The threshold of another year materializes out of the mist and we take a seat to approach the moment. A New Year gives rise to thoughts on time and space and boundaries and movement. There is a threshold; there is the space on either side of it, filled with stories and matter and hopes and disappointments; then there is the mind we bring to the moment of meeting the threshold. Will we cross? And how?
At my wedding 34 years ago, a friend showed up late, just as we were forming the receiving line on the front lawn of the church. It was a beautiful, sunny day. Our friend screeched to a halt, jumped out of his car, tore off his sunglasses, opened his arms, and shouted to the crowd, Here I am!

I remember thinking, This all happened without you, my Friend. Where have you been?

I like to watch my feet cross a threshold. I like the ceremony of entering and exiting. I like the pause, the internal focus of the downward glance. Head, heart, feet. The habit reminds me to slow down and consider the change of space and company. I remind myself to feel. I am approaching something already in progress when I cross the threshold, even if no one is on the other side.

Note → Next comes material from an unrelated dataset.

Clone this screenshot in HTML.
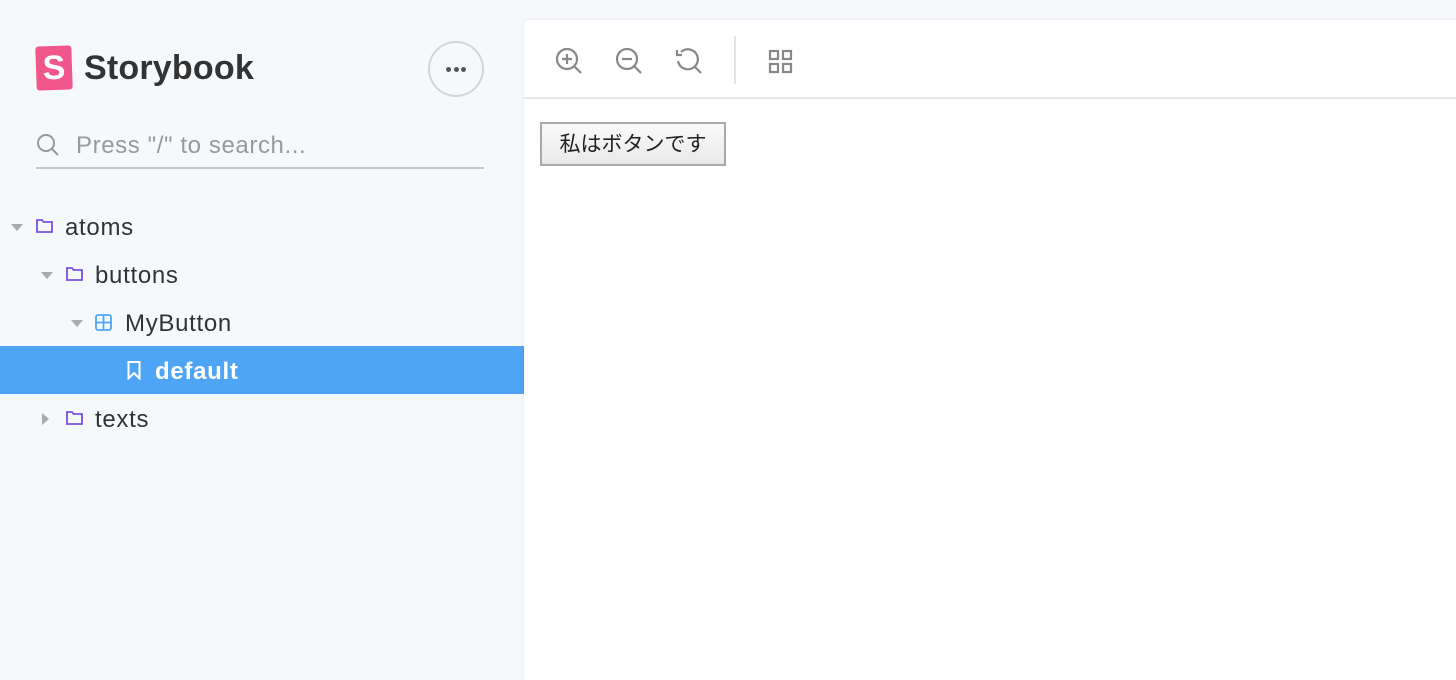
<!DOCTYPE html>
<html><head><meta charset="utf-8"><style>
*{box-sizing:border-box;margin:0;padding:0}
body{width:1456px;height:662px;background:#f6f9fc;font-family:"Liberation Sans","Noto Sans CJK JP",sans-serif;position:relative;overflow:hidden;color:#333}
.abs{position:absolute}
.logo{left:36px;top:46px;width:36px;height:44px;background:#f0568a;border-radius:3px;transform:rotate(-2deg);color:#fff;font-weight:bold;font-size:34px;text-align:center;line-height:44px}
.title{left:84px;top:49px;font-size:34px;font-weight:bold;color:#333;letter-spacing:0.2px}
.more{left:428px;top:41px;width:56px;height:56px;border:2px solid #d4d4d4;border-radius:50%}
.more i{position:absolute;top:24px;width:5px;height:5px;border-radius:50%;background:#555}
.search{left:76px;top:132px;font-size:24px;color:#999;letter-spacing:0.6px}
.line{left:36px;top:167px;width:448px;height:2px;background:#c7c7c7}
.row{position:absolute;font-size:24px;color:#333;height:48px;line-height:50px;letter-spacing:0.7px}
.tri{position:absolute;width:0;height:0;border-left:6px solid transparent;border-right:6px solid transparent;border-top:7px solid #aaa}
.sel{left:0;top:346px;width:524px;height:48px;background:#4ea5f5}
.panel{left:524px;top:20px;width:940px;height:660px;background:#fff;border-radius:6px 0 0 0;box-shadow:0 0 6px rgba(0,0,0,.06)}
.tb{left:524px;top:97px;width:932px;height:2px;background:#e6e6e6}
.btn{left:540px;top:122px;width:186px;height:44px;border:2px solid #a9a9a9;background:linear-gradient(#fafafa,#e9e9e9);font-size:21px;text-align:center;line-height:42px;color:#222}
</style></head><body>
<div class="abs logo">S</div>
<div class="abs title">Storybook</div>
<div class="abs more"><i style="left:16px"></i><i style="left:23.5px"></i><i style="left:31px"></i></div>
<svg class="abs" style="left:36px;top:133px" width="26" height="26" viewBox="0 0 26 26" fill="none" stroke="#999" stroke-width="2"><circle cx="10" cy="10" r="8"/><path d="M16 16l6 6"/></svg>
<div class="abs search">Press "/" to search...</div>
<div class="abs line"></div>

<div class="tri" style="left:11px;top:224px"></div>
<svg class="abs" style="left:36px;top:219px" width="17" height="14" viewBox="0 0 17 14" fill="none" stroke="#7a4fe0" stroke-width="1.8"><path d="M1 1h5l1.5 2H16v10H1z"/></svg>
<div class="row" style="left:65px;top:203px">atoms</div>

<div class="tri" style="left:41px;top:272px"></div>
<svg class="abs" style="left:66px;top:267px" width="17" height="14" viewBox="0 0 17 14" fill="none" stroke="#7a4fe0" stroke-width="1.8"><path d="M1 1h5l1.5 2H16v10H1z"/></svg>
<div class="row" style="left:95px;top:251px">buttons</div>

<div class="tri" style="left:71px;top:320px"></div>
<svg class="abs" style="left:95px;top:314px" width="17" height="17" viewBox="0 0 17 17" fill="none" stroke="#4ea5f5" stroke-width="1.8"><rect x="1" y="1" width="15" height="15" rx="2"/><path d="M8.5 1v15M1 8.5h15"/></svg>
<div class="row" style="left:125px;top:299px">MyButton</div>

<div class="abs sel"></div>
<svg class="abs" style="left:127px;top:361px" width="14" height="19" viewBox="0 0 14 19" fill="none" stroke="#fff" stroke-width="2"><path d="M1.5 1h11v16.5L7 12l-5.5 5.5z"/></svg>
<div class="row" style="left:155px;top:347px;color:#fff;font-weight:bold">default</div>

<div class="tri" style="left:42px;top:413px;border-top:6px solid transparent;border-bottom:6px solid transparent;border-left:7px solid #aaa;border-right:0"></div>
<svg class="abs" style="left:66px;top:411px" width="17" height="14" viewBox="0 0 17 14" fill="none" stroke="#7a4fe0" stroke-width="1.8"><path d="M1 1h5l1.5 2H16v10H1z"/></svg>
<div class="row" style="left:95px;top:395px">texts</div>

<div class="abs panel"></div>
<svg class="abs" style="left:554px;top:46px" width="30" height="30" viewBox="0 0 30 30" fill="none" stroke="#888" stroke-width="2.2"><circle cx="13" cy="13" r="10"/><path d="M20 20l7 7M13 8v10M8 13h10"/></svg>
<svg class="abs" style="left:614px;top:46px" width="30" height="30" viewBox="0 0 30 30" fill="none" stroke="#888" stroke-width="2.2"><circle cx="13" cy="13" r="10"/><path d="M20 20l7 7M8 13h10"/></svg>
<svg class="abs" style="left:674px;top:46px" width="30" height="30" viewBox="0 0 30 30" fill="none" stroke="#888" stroke-width="2.2"><path d="M7 6A10 10 0 1 1 4 15"/><path d="M20 20l7 7"/><path d="M3 4v5h5" /></svg>
<div class="abs" style="left:734px;top:36px;width:2px;height:48px;background:#e3e3e3"></div>
<svg class="abs" style="left:768px;top:49px" width="26" height="26" viewBox="0 0 26 26" fill="none" stroke="#888" stroke-width="2.2"><rect x="2" y="2" width="8" height="8"/><rect x="15" y="2" width="8" height="8"/><rect x="2" y="15" width="8" height="8"/><rect x="15" y="15" width="8" height="8"/></svg>
<div class="abs tb"></div>
<div class="abs btn">私はボタンです</div>
</body></html>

At the reception desk at Grace, I have the honor of observing people as they come through the door. For a teacher, this moment of connection provides valuable information. Much of teaching is a matter of seeing. What a teacher sees when that door opens may inform the whole class, though few students or even teachers realize this. There is no judgment, only observation. I trust that what I observe at the desk will collect itself and direct a class for the benefit of all of us.

Most of us would rather not think about how the accumulation of moments in our lives creates our future, but it does. If you want to know where you are going, look at where you are. Look at your feet. And, by the way, are you grateful?

I wish that I may approach the threshold of a “new” year as if approaching something for the first time (I am); I wish that I may bring a free and liberated mind to this crossing, one unburdened by sorrow or pain or longing; I wish that I may receive what is already happening on the other side, my future, with enthusiasm and joy.

What lies on the other side is unknown. The mind we bring with us into the unknown determines our experience. The approach matters.